On Being's collections on a subject, such as the one below on Ramadan culled from different episodes, are always enlightening discoveries of what it means to be human. The thoroughness of Tippett's interviews and research are more engaging and captivating than an episode of This American Life because they do more than skim the surface. They probe how Americans—and citizens of other countries—attempt to live as we move into a time fraught with uncertainty.
Here Be Monsters
Much like Audio Smut, Here Be Monsters' greatest strength is in its ability to create a total package for the listener. I think part of the reason I always found it challenging to truly delve into audio storytelling of any regard was that the stories never bloomed in my imagination—I was always adding my own soundtrack or visualizing the scenes required too much brainspace. But Here Be Monsters, whose theme is loosely based on people confronting their fears and living to tell the tale, captures the mood of fear and the unknown so well.
The podcast covers a range of topics, some scientific and some historic, but my all-time favorite episode is on a story that I'd never imagine myself listening to: that of a slug death-orgy in Washington. I think what Here Be Monsters does so well is what all podcasts and public radio programs aim to do: turn a story that may not initially grab you on the page and make it compelling to the ears instead.

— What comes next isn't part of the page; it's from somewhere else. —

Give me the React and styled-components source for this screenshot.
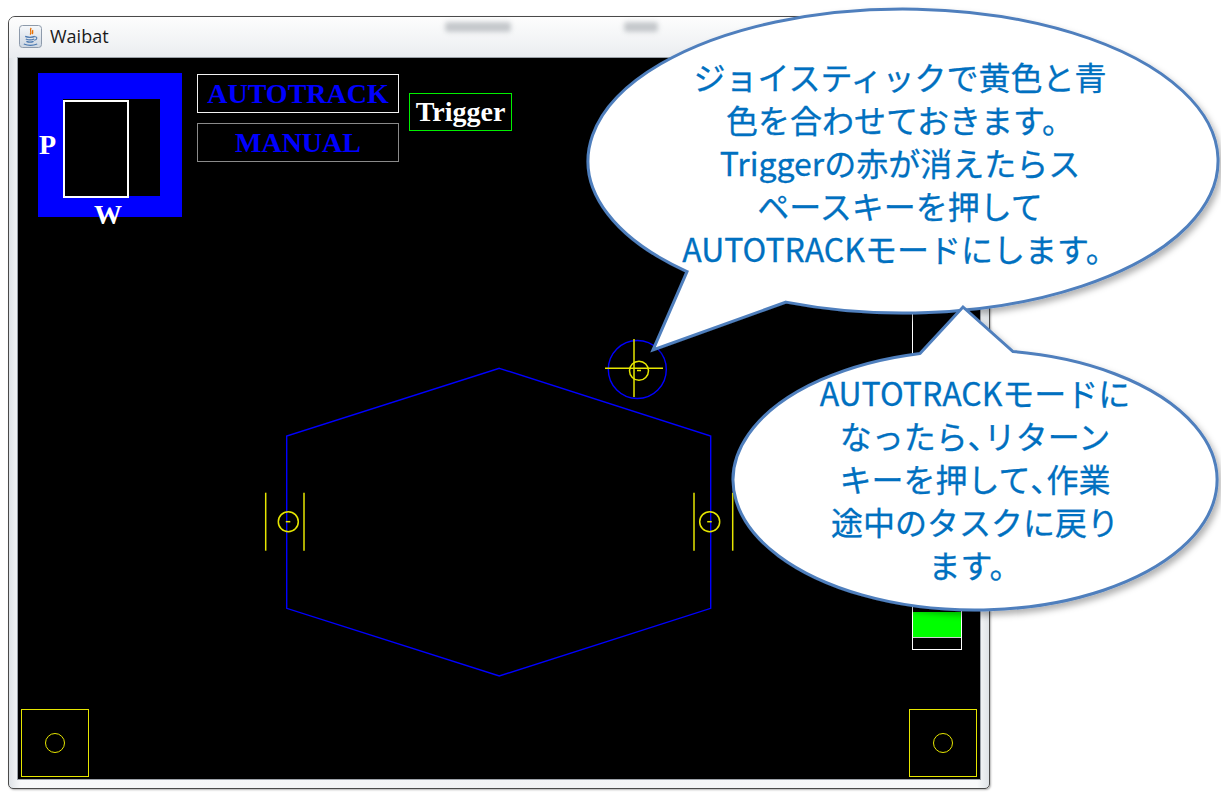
import React from 'react'
import styled, { createGlobalStyle } from 'styled-components'

const GlobalStyle = createGlobalStyle`
  html, body {
    margin: 0;
    padding: 0;
    background: #ffffff;
  }
  body {
    font-family: 'Open Sans', 'Noto Sans', 'Noto Sans CJK JP', sans-serif;
  }
  * {
    box-sizing: border-box;
  }
`

const Page = styled.div`
  position: relative;
  width: 1221px;
  height: 800px;
  overflow: hidden;
  padding: 16px 0 0 8px;
  background: #ffffff;
`

const Window = styled.div`
  width: 982px;
  height: 773px;
  display: flex;
  flex-direction: column;
  border: 1px solid #4a4a4a;
  border-radius: 7px 7px 5px 5px;
  background: linear-gradient(to right, #dfe3e7, #f8f9fa 1.2%, #f1f2f4 50%, #f8f9fa 98.8%, #dfe3e7);
  box-shadow: 1px 1px 2px rgba(0, 0, 0, 0.3);
`

const TitleBar = styled.div`
  height: 41px;
  display: flex;
  align-items: center;
  padding-left: 10px;
  border-radius: 6px 6px 0 0;
  background: linear-gradient(to bottom, #fdfdfd, #f0f2f4 70%, #e9ecef);
`

const AppIcon = styled.svg`
  width: 23px;
  height: 23px;
  flex-shrink: 0;
  margin-top: -2px;
`

const Title = styled.span`
  margin-left: 8px;
  font-family: 'Open Sans', 'Noto Sans', sans-serif;
  font-size: 18px;
  color: #1a1a1a;
  margin-top: -3px;
`

const BlurredItem = styled.span`
  display: block;
  width: ${p => p.$w}px;
  height: 10px;
  margin-left: ${p => p.$gap}px;
  margin-top: -21px;
  background: #b3b7bc;
  border-radius: 3px;
  filter: blur(2.5px);
  opacity: 0.75;
`

const Canvas = styled.div`
  position: relative;
  flex: 1;
  margin: 0 9px 9px 9px;
  padding: 15px 3px 2px 3px;
  display: flex;
  flex-direction: column;
  justify-content: space-between;
  background: #000000;
  box-shadow: 0 0 0 1px #9ba1a8;
`

const Drawing = styled.svg`
  position: absolute;
  left: 0;
  top: 0;
  width: 962px;
  height: 721px;
  pointer-events: none;
`

const Hud = styled.div`
  position: relative;
  display: flex;
  align-items: flex-start;
  padding-left: 17px;
`

const PwGauge = styled.div`
  position: relative;
  flex-shrink: 0;
  width: 144px;
  height: 144px;
  background: #0000ff;
`

const PwWell = styled.div`
  position: absolute;
  left: 25px;
  top: 26px;
  width: 97px;
  height: 97px;
  background: #000000;
`

const PwFrame = styled.div`
  position: absolute;
  left: 25px;
  top: 27px;
  width: 66px;
  height: 98px;
  border: 2px solid #ffffff;
`

const PwLabel = styled.span`
  position: absolute;
  left: ${p => p.$x}px;
  top: ${p => p.$y}px;
  font-family: 'Liberation Serif', 'Times New Roman', serif;
  font-weight: bold;
  font-size: 28px;
  line-height: 1;
  color: #ffffff;
`

const ModeColumn = styled.div`
  display: flex;
  flex-direction: column;
  gap: 10px;
  margin: 1px 0 0 15px;
`

const SerifBox = styled.div`
  display: flex;
  align-items: center;
  justify-content: center;
  width: ${p => p.$w}px;
  height: ${p => p.$h}px;
  border: ${p => p.$bw}px solid ${p => p.$border};
  font-family: 'Liberation Serif', 'Times New Roman', serif;
  font-weight: bold;
  font-size: 28px;
  line-height: 1;
  color: ${p => p.$color};
`

const TriggerBox = styled(SerifBox)`
  margin: 20px 0 0 10px;
`

const BottomRow = styled.div`
  position: relative;
  display: flex;
  justify-content: space-between;
`

const Pad = styled.div`
  width: 68px;
  height: 68px;
  display: flex;
  align-items: center;
  justify-content: center;
  border: 1.5px solid #e6e600;
`

const PadRing = styled.div`
  width: 20px;
  height: 20px;
  border-radius: 50%;
  border: 1.5px solid #e6e600;
`

const Overlay = styled.svg`
  position: absolute;
  left: 0;
  top: 0;
  width: 1221px;
  height: 800px;
  pointer-events: none;
`

const BubbleText = styled.div`
  position: absolute;
  left: ${p => p.$left}px;
  top: ${p => p.$top}px;
  width: ${p => p.$width}px;
  text-align: center;
  font-family: 'Noto Sans CJK JP', 'Noto Sans', sans-serif;
  font-weight: 400;
  font-size: 32px;
  line-height: 43px;
  color: #0070c0;
  white-space: nowrap;
  -webkit-text-stroke: 0.3px #0070c0;
`

const Narrow = styled.span`
  font-feature-settings: 'palt';
`

const yellow = '#e6e600'
const blue = '#0000ff'

const Marker = ({ x, lx, rx }) => (
  <g stroke={yellow} strokeWidth="1.5" fill="none">
    <line x1={lx} y1="434.7" x2={lx} y2="492.7" />
    <line x1={rx} y1="434.7" x2={rx} y2="492.7" />
    <circle cx={x} cy="463.7" r="10" />
    <line x1={x - 2.5} y1="463.7" x2={x + 2} y2="463.7" />
  </g>
)

const JavaIcon = () => (
  <AppIcon viewBox="0 0 23 23">
    <defs>
      <linearGradient id="iconBg" x1="0" y1="0" x2="0" y2="1">
        <stop offset="0" stopColor="#f6f8fb" />
        <stop offset="1" stopColor="#ccd6e1" />
      </linearGradient>
    </defs>
    <rect x="0.5" y="0.5" width="22" height="22" rx="3" fill="url(#iconBg)" stroke="#8d9aab" />
    <path d="M12.2 3 C10 5.2 13.4 6.4 11.2 9.6 M14 5.2 C12.8 6.6 14.6 7.3 13.2 9" stroke="#e76f00" strokeWidth="1.3" fill="none" />
    <path d="M6.2 11.4 C8.5 12.6 13.5 12.6 15.8 11.4 M6.8 14 C9 15 13 15 15.2 14 M7.4 16.4 C9.4 17.3 12.6 17.3 14.6 16.4" stroke="#4a78b0" strokeWidth="1.2" fill="none" />
    <path d="M15.8 11.8 C18.6 11.4 18.6 14.8 15.2 15.2" stroke="#4a78b0" strokeWidth="1.1" fill="none" />
    <path d="M4.8 19 C9 20.6 14 20.6 18.2 19" stroke="#4a78b0" strokeWidth="1.2" fill="none" />
  </AppIcon>
)

const App = () => (
  <Page>
    <GlobalStyle />
    <Window>
      <TitleBar>
        <JavaIcon />
        <Title>Waibat</Title>
        <BlurredItem $w={66} $gap={336} />
        <BlurredItem $w={34} $gap={113} />
      </TitleBar>
      <Canvas>
        <Drawing viewBox="0 0 962 721">
          <polygon
            points="481.3,310.3 692.7,378 692.7,550.3 481.3,618 268.7,550.3 268.7,378"
            fill="none"
            stroke={blue}
            strokeWidth="1.4"
          />
          <Marker x={270.3} lx={247.7} rx={286} />
          <Marker x={691.7} lx={676} rx={714.7} />
          <circle cx="619.3" cy="311.5" r="29" fill="none" stroke={blue} strokeWidth="1.4" />
          <g stroke={yellow} strokeWidth="1.5" fill="none">
            <line x1="587" y1="310.3" x2="645" y2="310.3" />
            <line x1="616" y1="281" x2="616" y2="339" />
            <circle cx="621" cy="312.7" r="9.5" />
            <line x1="619" y1="312.5" x2="623" y2="312.5" />
          </g>
          <rect x="894.5" y="240" width="49" height="351.5" fill="none" stroke="#ffffff" strokeWidth="1" />
          <rect x="895" y="554" width="48" height="25" fill="#00ff00" />
          <line x1="895" y1="579.5" x2="943" y2="579.5" stroke="#d0d0d0" strokeWidth="1" />
        </Drawing>
        <Hud>
          <PwGauge>
            <PwWell />
            <PwFrame />
            <PwLabel $x={1} $y={58}>P</PwLabel>
            <PwLabel $x={56} $y={128}>W</PwLabel>
          </PwGauge>
          <ModeColumn>
            <SerifBox $w={202} $h={39} $bw={1.5} $border="#f2f2f2" $color={blue}>AUTOTRACK</SerifBox>
            <SerifBox $w={202} $h={39} $bw={1.5} $border="#8a8a8a" $color={blue}>MANUAL</SerifBox>
          </ModeColumn>
          <TriggerBox $w={103} $h={38} $bw={1} $border="#00f000" $color="#ffffff">Trigger</TriggerBox>
        </Hud>
        <BottomRow>
          <Pad><PadRing /></Pad>
          <Pad><PadRing /></Pad>
        </BottomRow>
      </Canvas>
    </Window>

    <Overlay viewBox="0 0 1221 800">
      <defs>
        <filter id="bubbleShadow" x="-10%" y="-10%" width="125%" height="130%">
          <feDropShadow dx="3" dy="4" stdDeviation="3" floodColor="#000000" floodOpacity="0.3" />
        </filter>
      </defs>
      <path
        d="M687 271.6 L653 350 L786 302.1 A315 152 0 1 0 687 271.6 Z"
        fill="#ffffff"
        stroke="#4f7fbd"
        strokeWidth="3"
        strokeLinejoin="miter"
        filter="url(#bubbleShadow)"
      />
      <path
        d="M920 353.4 L963 307 L1013 351.6 A242 130 0 1 1 920 353.4 Z"
        fill="#ffffff"
        stroke="#4f7fbd"
        strokeWidth="3"
        strokeLinejoin="miter"
        filter="url(#bubbleShadow)"
      />
    </Overlay>
    <BubbleText $left={600} $top={55} $width={600}>
      ジョイスティックで黄色と青<br />
      色を合わせておきます。<br />
      Triggerの赤が消えたらス<br />
      ペースキーを押して<br />
      AUTOTRACKモードにします。
    </BubbleText>
    <BubbleText $left={725} $top={371} $width={500}>
      AUTOTRACKモードに<br />
      なったら<Narrow>、</Narrow>リターン<br />
      キーを押して<Narrow>、</Narrow>作業<br />
      途中のタスクに戻り<br />
      ます。
    </BubbleText>
  </Page>
)

export default App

Benjamen Walker's Theory of Everything
Benjamen Walker's prior podcast was the cult favorite Too Much Information, and whose last episode appeared on WFMU in April of this year. Luckily, Walker didn't leave many hanging for that long and breathed new air into his format with Benjamen Walker's Theory of Everything. Here, Walker does largely what he did with TMI by exploring people's personal stories with an injected interest in The Way We Live Now. He attempts to use technology and research to wade through deeply intimate narratives, creating a composite image of both important-to-document individual stories, as well as how we and Walker can interpret and rationalize them.